Foucault – Order of Things

We have no words for things. Rather, words are things that make other things. Concatenated discourses — words in their material aggregation — actively shape more than signification and syntax. Foucault’s principal argument throughout The Order of Things attacks the commonsense notion that words merely represent, or that mimetic functions are language’s sad destiny as medium of communication, after we enter epistemic formations of knowledge that structure such notions. Granting deeper, nigh on originary, primacy to language, as progenitor of ways of being and of making things in the world, he shows us how such a notion arose in shifts between Western historical eras: the Renaissance, Classical, and modern periods.

These coincide roughly with the 17th, 18th, and 19th centuries, to which Foucault’s theoretical approach balances an archaeology of similarities. Where a linear historical account might approach temporal periods through their inherent or apparent differences from one another, this approach forsakes an assumption of such given alterity. Instead, alterity, like similarity, emerges here as a fundamental category of inquiry — how each era thinks through sameness as such provides the problem for Foucault to test. And test he does. Tracing, through archival and aesthetic materials, the ways in which these concepts are explicated in each era, The Order of Things presents a curious set of triadic relationships that are likely to tickle the rest of this series. From one angle — the temporal — these can be expressed as “continuity, rupture, and causality.’ From another perspective — the discursive — the cognate triad would read “difference, change, metacognition.” Their roots are the same, in each case: an epistemic formation, unlikely to reduce neatly into sound bites or blog posts. Briefly, however, this post can review the argument, the first two parts of which appear in neatly isometric visual form below.

In the Renaissance era, argues M.F., epistemic conditions for thought find resemblance through the signature of objects in the world. When (or because or so that) this period gives way to Classical time, those conditions prove insufficient to explain or structure representation. More probing analysis moves thought beyond resemblance towards an ordering of identities and differences. Here,  signs indicate a signified, to be sure, but they also rely on their appearance as language’s signified, themselves, to take on their significance. (I wrote this sentence, and still had to read it a few times. I’m sure it’s accurate, but will rephrase nonetheless.) For the Classical mind, signs — roughly equivalent to statements — definitely point to something outside themselves: the thing they name or imagine. However, Foucault points to this episteme as the conditions from which a material stratum of discourse, recognizable as a force that moves things in the world rather than simply being-like them, can emerge. It is in this Classical age, then, when the patterns of knowledge find self-conscious names.

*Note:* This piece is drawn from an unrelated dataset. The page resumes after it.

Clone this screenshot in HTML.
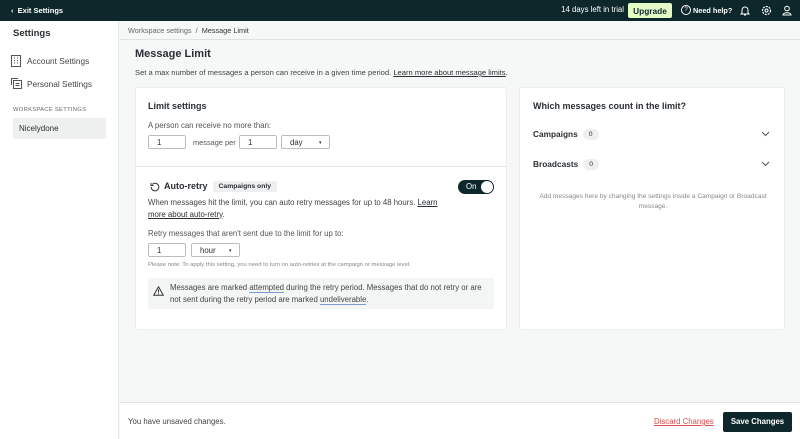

Diagram from "The Order of Things"

Archaeology in graphic reduction

 

A third formulation of the problematic triad helps organize those names: “life, language, and labor” mark the exemplary categories of knowledge under Foucault’s examination. The study of “life,” natural history, transforms into the roots of the sciences that we still abhor and mystify today. Patterns of “language” grow from rules –  general grammar – into encyclopedic rhapsodies of categorization. To explain “labor” requires more than an analysis of wealth. Indeed, by the time we get our hands on Foucault’s discussion of the same, fully-fledged crises in industrial, international capital have strained its successor, political economy, to intense degrees. Without these shifts in what counts for thought, and their further reorganization at the decline of that Classical period, our expansive stores of information might seem rightly overwhelming.

So, the concept of history in The Order of Things rests not quite on how we make sense of the world. Instead, it agitates our sense of how we discuss how we make sense of the world. Thus removed one level from its discourse-objects, the work places our attention squarely on those parts of our own conditions of understanding that we can neither comprehend, nor express.

2 thoughts on “Foucault – Order of Things

  1. Words are things, yes–but do they MAKE other things? In what sense? Are you skirting the matter of referentiality here? Is F’s model a depth one (which risks metaphysics), or is it difficult because it is attempting to model subjectless authorless discourse? And I’m not sure each era thinks through the same “concepts”-that would appear to be precisely the opposite of what F argues for, since it suggests a continuity of referentiality that is precisely what OT takes issue with. (Blog posts???) And note tat “representation” is itself a novum in the Classical episteme, something that emerges only a little on your discussion,,. Finally, lose the metaphor of organicity: nothing “grows” into something else in Foucault, since that assumption itself suggests evolutionary continuity and hence no need to think about incommensurable discourse.

    • Your objection seems not so much to the semantics here (e.g. “concepts,” “making”), but more to the implication that discourse is caused by something else. I’ll certainly ditch the organic metaphor — as well as any others, as far as is possible — and I definitely understated the significance and specificity of representation. But I’d stand by the implication that discourse has a referent, whether or not MF would admit to that. In particular, it’s exactly the conceptual equivalence that he draws between periods that strikes me as counter-intuitive given the points you’ve just raised. Ruptures require that we recognize something that binds or bound or potentially would have bound the cloven elements – here, i’m suggesting that the “unities” of discourse find a suspiciously referential agency in those historical ruptures.